Virgin Balloon Flights, with headquarters in Telford, Shropshire, began flying hot air balloons in 1994 and its passengers are still flown in red and white balloons with the Virgin Group logo on the side of the balloon.

Virgin Balloon Flights owns and operate the largest passenger carrying balloon service in the United Kingdom as well as the largest balloon fleet in the UK. The company has over 100 launch sites throughout the United Kingdom (including Crowborough, Shrewsbury and Castle Fraser), employs more than 22 pilots who carry out the balloon flights and is affiliated to the following organisations:

- Civil Aviation Authority (CAA)
- British Balloon & Airship Club (BBAC)
- British Association of Balloon Operators (BABO)

Since 2002, Virgin Balloon Flights has been the trading name for AirXcite Limited.
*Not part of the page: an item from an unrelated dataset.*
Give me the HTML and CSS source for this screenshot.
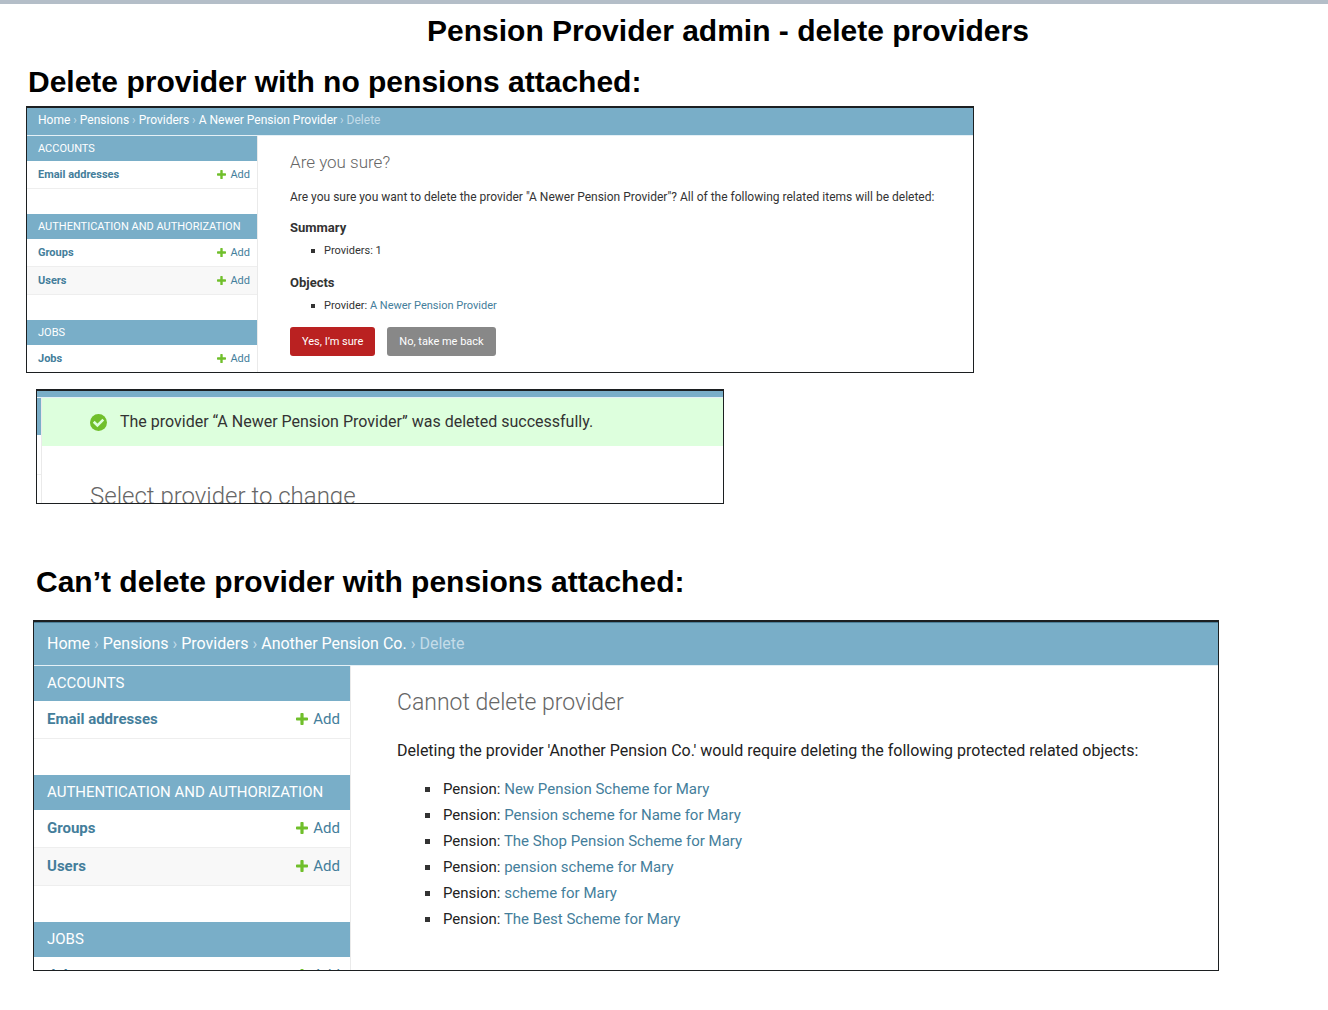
FILE: index.html
```html
<!DOCTYPE html>
<html lang="en">
<head>
<meta charset="utf-8">
<title>Pension Provider admin - delete providers</title>
<link rel="stylesheet" href="styles.css">
</head>
<body>
<svg class="sprite" aria-hidden="true">
  <symbol id="plus" viewBox="0 0 12 12"><path d="M4.4 0.8Q4.4 0 5.2 0h1.6q.8 0 .8.8v3.6h3.6q.8 0 .8.8v1.6q0 .8-.8.8H7.6v3.6q0 .8-.8.8H5.2q-.8 0-.8-.8V7.6H.8Q0 7.600 0 6.800V5.200q0-.8.8-.8h3.600z" fill="#70bf2b"/></symbol>
  <symbol id="tick" viewBox="0 0 16 16"><circle cx="8" cy="8" r="8" fill="#70bf2b"/><path d="M3.500 7.300l3.500 3.500 5.500-5.500" fill="none" stroke="#dfd" stroke-width="2.400"/></symbol>
</svg>
<header class="page-head"><h1 class="title">Pension Provider admin - delete providers</h1></header>
<main class="page">
  <h2 class="heading heading-first">Delete provider with no pensions attached:</h2>

  <section class="shot shot-confirm">
    <nav class="crumbs"><a href="#">Home</a> › <a href="#">Pensions</a> › <a href="#">Providers</a> › <a href="#">A Newer Pension Provider</a> › Delete</nav>
    <div class="columns">
      <nav class="side">
        <h3 class="app">ACCOUNTS</h3>
        <ul class="models">
          <li class="model"><a class="name" href="#">Email addresses</a><a class="add" href="#"><svg class="plus"><use href="#plus"/></svg>Add</a></li>
        </ul>
        <h3 class="app">AUTHENTICATION AND AUTHORIZATION</h3>
        <ul class="models">
          <li class="model"><a class="name" href="#">Groups</a><a class="add" href="#"><svg class="plus"><use href="#plus"/></svg>Add</a></li>
          <li class="model"><a class="name" href="#">Users</a><a class="add" href="#"><svg class="plus"><use href="#plus"/></svg>Add</a></li>
        </ul>
        <h3 class="app">JOBS</h3>
        <ul class="models">
          <li class="model"><a class="name" href="#">Jobs</a><a class="add" href="#"><svg class="plus"><use href="#plus"/></svg>Add</a></li>
        </ul>
      </nav>
      <div class="content">
        <h3 class="content-title">Are you sure?</h3>
        <p class="text">Are you sure you want to delete the provider "A Newer Pension Provider"? All of the following related items will be deleted:</p>
        <h4 class="subhead">Summary</h4>
        <ul class="items"><li>Providers: 1</li></ul>
        <h4 class="subhead">Objects</h4>
        <ul class="items"><li>Provider: <a href="#">A Newer Pension Provider</a></li></ul>
        <div class="actions">
          <button class="button danger" type="button">Yes, I’m sure</button>
          <button class="button" type="button">No, take me back</button>
        </div>
      </div>
    </div>
  </section>

  <section class="shot shot-success">
    <div class="bar"></div>
    <div class="columns">
      <div class="sliver"><div class="sliver-app"></div><div class="sliver-row"></div></div>
      <div class="result">
        <p class="message"><svg class="tick"><use href="#tick"/></svg>The provider “A Newer Pension Provider” was deleted successfully.</p>
        <h3 class="result-title">Select provider to change</h3>
      </div>
    </div>
  </section>

  <h2 class="heading heading-second">Can’t delete provider with pensions attached:</h2>

  <section class="shot shot-blocked">
    <nav class="crumbs"><a href="#">Home</a> › <a href="#">Pensions</a> › <a href="#">Providers</a> › <a href="#">Another Pension Co.</a> › Delete</nav>
    <div class="columns">
      <nav class="side">
        <h3 class="app">ACCOUNTS</h3>
        <ul class="models">
          <li class="model"><a class="name" href="#">Email addresses</a><a class="add" href="#"><svg class="plus"><use href="#plus"/></svg>Add</a></li>
        </ul>
        <h3 class="app">AUTHENTICATION AND AUTHORIZATION</h3>
        <ul class="models">
          <li class="model"><a class="name" href="#">Groups</a><a class="add" href="#"><svg class="plus"><use href="#plus"/></svg>Add</a></li>
          <li class="model"><a class="name" href="#">Users</a><a class="add" href="#"><svg class="plus"><use href="#plus"/></svg>Add</a></li>
        </ul>
        <h3 class="app">JOBS</h3>
        <ul class="models">
          <li class="model"><a class="name" href="#">Jobs</a><a class="add" href="#"><svg class="plus"><use href="#plus"/></svg>Add</a></li>
        </ul>
      </nav>
      <div class="content">
        <h3 class="content-title">Cannot delete provider</h3>
        <p class="text">Deleting the provider 'Another Pension Co.' would require deleting the following protected related objects:</p>
        <ul class="items">
          <li>Pension: <a href="#">New Pension Scheme for Mary</a></li>
          <li>Pension: <a href="#">Pension scheme for Name for Mary</a></li>
          <li>Pension: <a href="#">The Shop Pension Scheme for Mary</a></li>
          <li>Pension: <a href="#">pension scheme for Mary</a></li>
          <li>Pension: <a href="#">scheme for Mary</a></li>
          <li>Pension: <a href="#">The Best Scheme for Mary</a></li>
        </ul>
      </div>
    </div>
  </section>
</main>
</body>
</html>
```
FILE: styles.css
```css
* { box-sizing: border-box; margin: 0; padding: 0; }
body { background: #fff; color: #333; font-family: Roboto, "Liberation Sans", sans-serif; }
a { color: #447e9b; text-decoration: none; }
ul { list-style: none; }
.sprite { display: none; }

.page-head { border-top: 4px solid #b4bec8; padding: 9px 0 0 128px; }
.title, .heading {
  color: #000;
  font-family: "Liberation Sans", Arial, sans-serif;
  font-size: 30px;
  font-weight: 700;
  line-height: 36px;
}
.title { text-align: center; }
.page { padding: 15px 26px 40px; }
.heading-first { padding-left: 2px; margin-bottom: 6px; }
.heading-second { margin: 60px 0 20px 10px; }

.shot { border: solid #1c1f21; border-width: 2px 1px 1px; overflow: hidden; }
.columns { display: flex; align-items: stretch; }

.crumbs { background: #79aec8; color: #c4dce8; border-bottom: 1px solid #e4f0f6; }
.crumbs a { color: #fff; }
.side { flex: none; border-right: 1px solid #eaeaea; }
.app { background: #79aec8; color: #fff; font-weight: 400; }
.model { display: flex; align-items: center; justify-content: space-between; border-bottom: 1px solid #eee; }
.model:nth-child(even) { background: #f8f8f8; }
.name { font-weight: 700; }
.add { display: flex; align-items: center; }
.content { flex: 1; min-width: 0; }
.content-title, .result-title { color: #666; font-weight: 300; }
.items li { position: relative; }
.items li::before { content: ""; position: absolute; background: #333; }

/* Confirmation page, small scale */
.shot-confirm { max-width: 948px; max-height: 267px; font-size: 11px; }
.shot-confirm .crumbs { padding: 0 11px 2px; font-size: 12px; line-height: 25px; }
.shot-confirm .side { width: 231px; }
.shot-confirm .app { padding: 0 11px; font-size: 11px; line-height: 25px; }
.shot-confirm .model { height: 28px; padding: 0 7px 0 11px; }
.shot-confirm .models { margin-bottom: 25px; }
.shot-confirm .add { gap: 4px; }
.shot-confirm .plus { width: 9px; height: 9px; }
.shot-confirm .content { padding: 16px 32px 0; }
.shot-confirm .content-title { font-size: 17px; line-height: 20px; margin-bottom: 16px; }
.shot-confirm .text { font-size: 12px; line-height: 18px; }
.shot-confirm .subhead { font-size: 13px; line-height: 18px; margin: 13px 0 5px; }
.shot-confirm .items { padding-left: 34px; line-height: 18px; margin-bottom: 14px; }
.shot-confirm .items li::before { width: 4px; height: 4px; left: -13px; top: 7px; }
.actions { display: flex; gap: 12px; margin-top: -2px; }
.button {
  background: #888;
  border: 0;
  border-radius: 3px;
  color: #fff;
  font: 400 11px/29px Roboto, "Liberation Sans", sans-serif;
  padding: 0 12px;
}
.danger { background: #ba2121; }

/* Success message, cropped page */
.shot-success { max-width: 688px; height: 115px; margin: 16px 0 0 10px; }
.bar { height: 7px; background: #79aec8; border-bottom: 1px solid #e4f0f6; }
.sliver { width: 5px; flex: none; border-right: 1px solid #eaeaea; }
.sliver-app { height: 37px; background: #79aec8; }
.sliver-row { height: 40px; border-bottom: 1px solid #eee; }
.result { flex: 1; }
.message { display: flex; align-items: center; gap: 13px; background: #dfd; padding-left: 48px; font-size: 16px; line-height: 48px; }
.tick { width: 17px; height: 17px; }
.result-title { font-size: 24px; line-height: 30px; padding: 35px 48px 0; }

/* Protected objects page, large scale */
.shot-blocked { max-width: 1186px; height: 351px; margin-left: 7px; font-size: 15px; }
.shot-blocked .crumbs { padding: 0 13px; font-size: 16px; line-height: 42px; border-top: 1px solid #4d7f98; }
.shot-blocked .side { width: 317px; }
.shot-blocked .app { padding: 0 13px; font-size: 15px; line-height: 35px; }
.shot-blocked .model { height: 38px; padding: 0 10px 2px 13px; }
.shot-blocked .models { margin-bottom: 36px; }
.shot-blocked .add { gap: 5px; }
.shot-blocked .plus { width: 12px; height: 12px; }
.shot-blocked .content { padding: 22px 46px 0; }
.shot-blocked .content-title { font-size: 23px; line-height: 30px; margin-bottom: 20px; }
.shot-blocked .text { font-size: 16px; line-height: 26px; margin-bottom: 12px; color: #222; }
.shot-blocked .items { padding-left: 46px; line-height: 26px; color: #222; }
.shot-blocked .items li::before { width: 5px; height: 5px; left: -18px; top: 11px; }
```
In 2006 it acquired a N-355 balloon manufactured by Ultramagic. This new balloon, that takes a 355000 cuft of air and can carry a basket with up to 16 passengers, replaced a smaller Cameron 340 balloon.

Recently Virgin Balloon Flights expanded to Italy via the sister company of AirXcite, Ballooning in Tuscany, also owned by Kenneth Karlstrom. It now has 3 launch sites in Tuscany (Florence, Siena and Poggibonsi).